* _INFORMATION GIVEN_:
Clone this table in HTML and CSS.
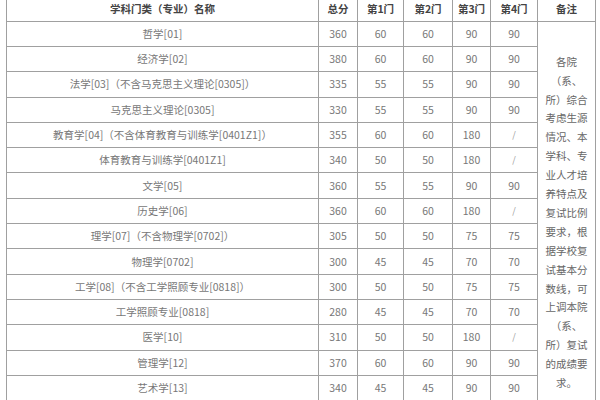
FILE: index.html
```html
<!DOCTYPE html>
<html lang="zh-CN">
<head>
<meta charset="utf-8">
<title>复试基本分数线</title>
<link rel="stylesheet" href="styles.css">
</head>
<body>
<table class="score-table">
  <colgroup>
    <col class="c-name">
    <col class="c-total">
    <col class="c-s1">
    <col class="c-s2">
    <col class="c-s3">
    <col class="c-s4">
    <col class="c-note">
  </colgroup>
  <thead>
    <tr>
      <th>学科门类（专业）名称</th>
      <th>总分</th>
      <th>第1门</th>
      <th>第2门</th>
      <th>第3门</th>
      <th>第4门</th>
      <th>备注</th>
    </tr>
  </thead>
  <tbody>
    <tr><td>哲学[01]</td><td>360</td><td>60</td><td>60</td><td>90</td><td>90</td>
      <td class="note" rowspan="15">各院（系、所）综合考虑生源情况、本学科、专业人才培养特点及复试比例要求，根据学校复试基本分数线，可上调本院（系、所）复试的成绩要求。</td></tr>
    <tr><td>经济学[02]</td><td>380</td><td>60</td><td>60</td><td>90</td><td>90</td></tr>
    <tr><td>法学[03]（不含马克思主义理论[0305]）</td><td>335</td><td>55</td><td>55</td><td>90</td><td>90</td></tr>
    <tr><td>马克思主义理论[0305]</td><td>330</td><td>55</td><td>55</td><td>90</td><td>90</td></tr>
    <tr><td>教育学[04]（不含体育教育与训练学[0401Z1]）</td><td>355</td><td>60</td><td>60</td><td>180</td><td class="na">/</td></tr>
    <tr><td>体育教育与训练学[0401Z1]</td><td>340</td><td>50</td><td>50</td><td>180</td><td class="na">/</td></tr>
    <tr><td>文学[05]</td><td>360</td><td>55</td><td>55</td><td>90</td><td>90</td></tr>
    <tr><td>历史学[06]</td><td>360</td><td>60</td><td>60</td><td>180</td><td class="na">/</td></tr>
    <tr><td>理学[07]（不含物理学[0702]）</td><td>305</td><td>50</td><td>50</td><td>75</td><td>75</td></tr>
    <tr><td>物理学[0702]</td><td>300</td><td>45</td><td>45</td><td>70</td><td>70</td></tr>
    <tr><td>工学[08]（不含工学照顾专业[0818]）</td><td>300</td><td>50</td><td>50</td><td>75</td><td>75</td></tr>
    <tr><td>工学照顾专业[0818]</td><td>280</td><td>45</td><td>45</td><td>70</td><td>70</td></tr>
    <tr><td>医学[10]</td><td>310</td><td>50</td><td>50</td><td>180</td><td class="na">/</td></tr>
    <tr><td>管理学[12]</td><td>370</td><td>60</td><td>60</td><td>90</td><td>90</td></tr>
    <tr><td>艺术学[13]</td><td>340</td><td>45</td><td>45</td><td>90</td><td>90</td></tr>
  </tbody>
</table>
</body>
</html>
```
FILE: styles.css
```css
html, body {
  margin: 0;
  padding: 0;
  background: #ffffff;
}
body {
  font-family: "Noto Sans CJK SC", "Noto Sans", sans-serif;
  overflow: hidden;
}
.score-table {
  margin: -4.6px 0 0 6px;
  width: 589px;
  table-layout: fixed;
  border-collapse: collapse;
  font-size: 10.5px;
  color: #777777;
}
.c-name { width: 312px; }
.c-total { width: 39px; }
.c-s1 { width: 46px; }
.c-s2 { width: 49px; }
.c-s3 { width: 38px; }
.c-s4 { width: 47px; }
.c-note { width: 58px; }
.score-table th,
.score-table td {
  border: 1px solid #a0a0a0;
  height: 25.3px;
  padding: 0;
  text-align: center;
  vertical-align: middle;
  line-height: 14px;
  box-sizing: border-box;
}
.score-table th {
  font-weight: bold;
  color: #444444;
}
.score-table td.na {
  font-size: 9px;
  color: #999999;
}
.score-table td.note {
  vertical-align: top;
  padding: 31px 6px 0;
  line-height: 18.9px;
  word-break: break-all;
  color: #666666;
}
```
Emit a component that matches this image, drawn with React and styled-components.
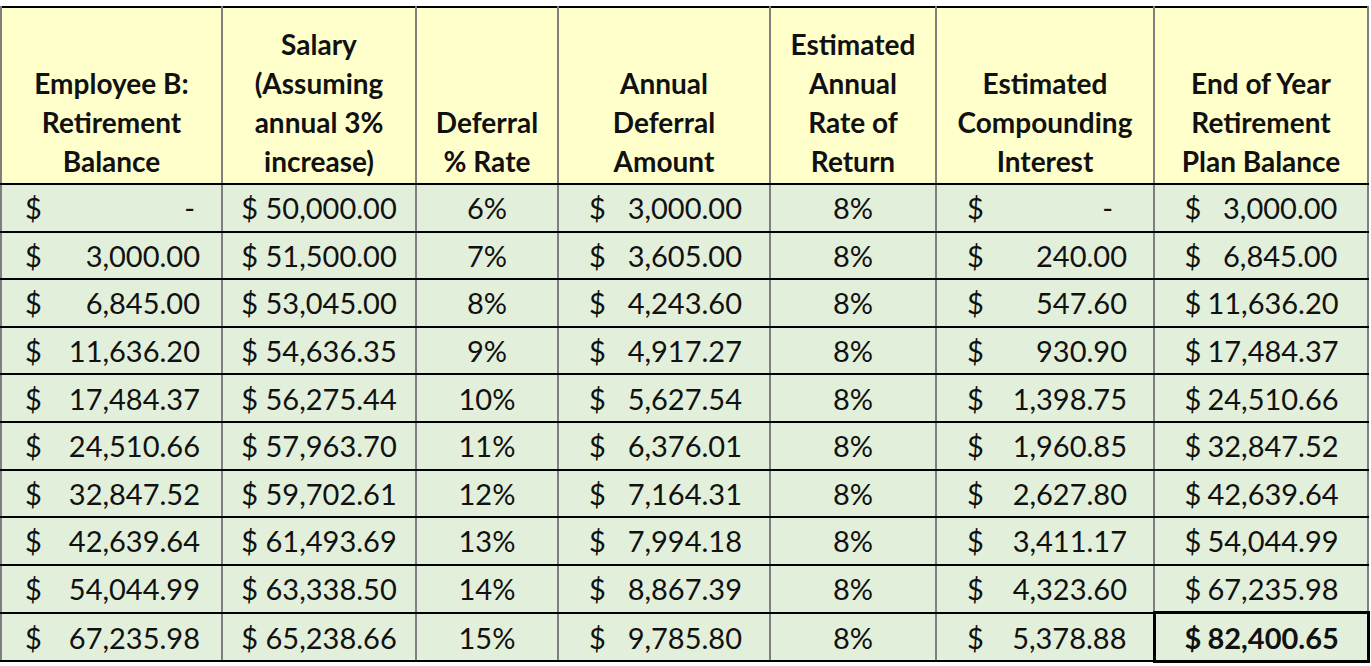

* _EXERCISE DIRECTIONS_: Copy out each line of the records that holds the string "table".

* _TASK RESPONSE_:
Clone this table in HTML and CSS.
<table class="score-table">
</table>
.score-table {
  table-layout: fixed;
.score-table th,
.score-table td {
.score-table th {
.score-table td.na {
.score-table td.note {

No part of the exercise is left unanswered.